Other brands I've tried:

I quite like(d) Sterk's Bakery italian bread. Donuts (especially reheated) weren't bad either. I found it at Rainbow Foods (on Richmond at Carling) but I have now moved away from that area so it's less convenient for me to go there. The other reason for the switch is the more "professional" image Glutino projects. I was harboring some uncertainty about the extent of gluten-freedom of the Sterks' because for a long while I was experiencing some intestinal problems for which I couldn't pin down the cause. I haven't had problems since switching to the Glutino breads and flours. Comments welcome on this one.

I can find the Glutino Breads frozen at the natural food store in Westgate mall. Some of the flours can be found at the super Loblaws on Richmond (at Kirkwood), but a more complete selection of flours can be found at La Boite a Grains in Gatineau (St-Joseph just north of the exit to the casino).

Ice cream and yoghurt

I've been shunning "modified milk products" that appear in yoghurts and ice creams (in addition to "modified corn starch"). I haven't done a lot of systematic testing, but on one occasion I've had a yoghurt containing "modified milk ingredients" but no "modified corn starch", and had cramps from it. So. Breyer's Natural ice cream used to be my staple source, but now they've changed the recipe and "modified milk ingredients" appear. I've switched to Ben and Jerry's now.

For yoghurt, for reasons mentioned above, I stick to Libery plain yoghurt (regular or organic) and Astro Original Balkan Style yoghurt. I find both of these at the Herb and Spice. The Loeb stocks Astro but not Liberty. I think Loblaw's stock both brands.

For sour cream, I use Liberty as well.

For cream cheese, Liberty or Western cremery. Kraft Philly cheese (*not* the light version of it) works too.

Liberty link (not much to see, the other links above point to the specific products)


Gluten-free pasta is easy to find. Nature food stores and even Loblaws (in the organic food section) stock them.

My favourite brand (also the most widely available) is Tinkyada rice pasta.

I think rice pasta are the best. Almost like real pasta, especially for spaghetti.

Another brand I find just as good (spinach rice pasta) is from Riztopia (made in Canada). I probably get it at the Westgate mall's natural food store and maybe at the Big Loblaw's too (Richmond and Kirkwood).
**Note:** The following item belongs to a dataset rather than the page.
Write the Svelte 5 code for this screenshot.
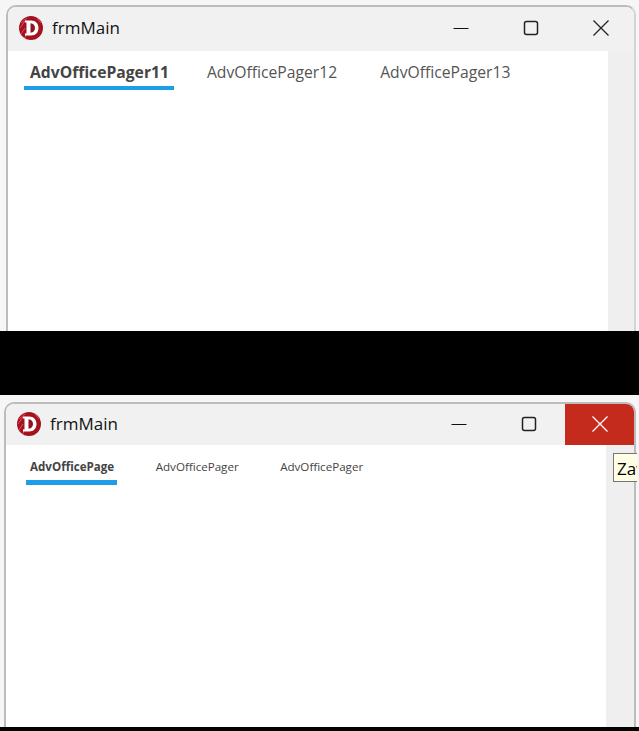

Of course, there are all the asian rice noodles, but as a substitute to wheat pasta (i. e. italian style) they are a little different than the above brands. Also gluten-free certification is maybe questionable and difficult to ascetain for the truly asian brands. But what do I know? I've seen the "Thai kitchen" brand listed on one of the gluten-free product listings (somewhere!).

I've tried other pasta too. Bean pasta is passable (strong taste) and potato pasta is downright horrible (very mushy).

Beer and Pizza

Beer and pizza are two things I've most bemoaned the loss of when I switched to a gluten-free diet. I can make my own pizza, and I know a specialty shop in Laval (north of Montreal) that makes a good gluten-free pizza, but so far eating out has been out of the question. But hark and behold! The ottawa celiac association has made additions to its restaurant list, worthwhile additions, featuring gluten-free pizza!

La Dolce Vita (180 Preston Street 233-6239) is first on my list of places to try. I've been there a number of times before with friends, condemned to having a salad while my friends would invevitably have number of mouth-watering-looking pizzas. No longer! I shall go and try them as soon as I can.

For beer, there is only one product in existence that I know of: a buckwheat and rice beer that is certified (or at least marketed as) gluten-free, La Messagere, from a brewery near Trois-Rivieres, Les Bieres de la Nouvelle-France:

There were a number of places selling it in Hull (La Boite a Grains being one) but now I noticed that the LCBO carries it. It is on-shelf only at the big store on Rideau and King Edward, but my local store told me they can order one or two cases if I ask for it. They won't stock it, though.

LCBO search

Addendum Aug. 10th - Nothing very relevant to add, but found a web page about statements from Budweiser about Bud light being gluten-free. Apparently the claim wouldn't be of much use to celiacs.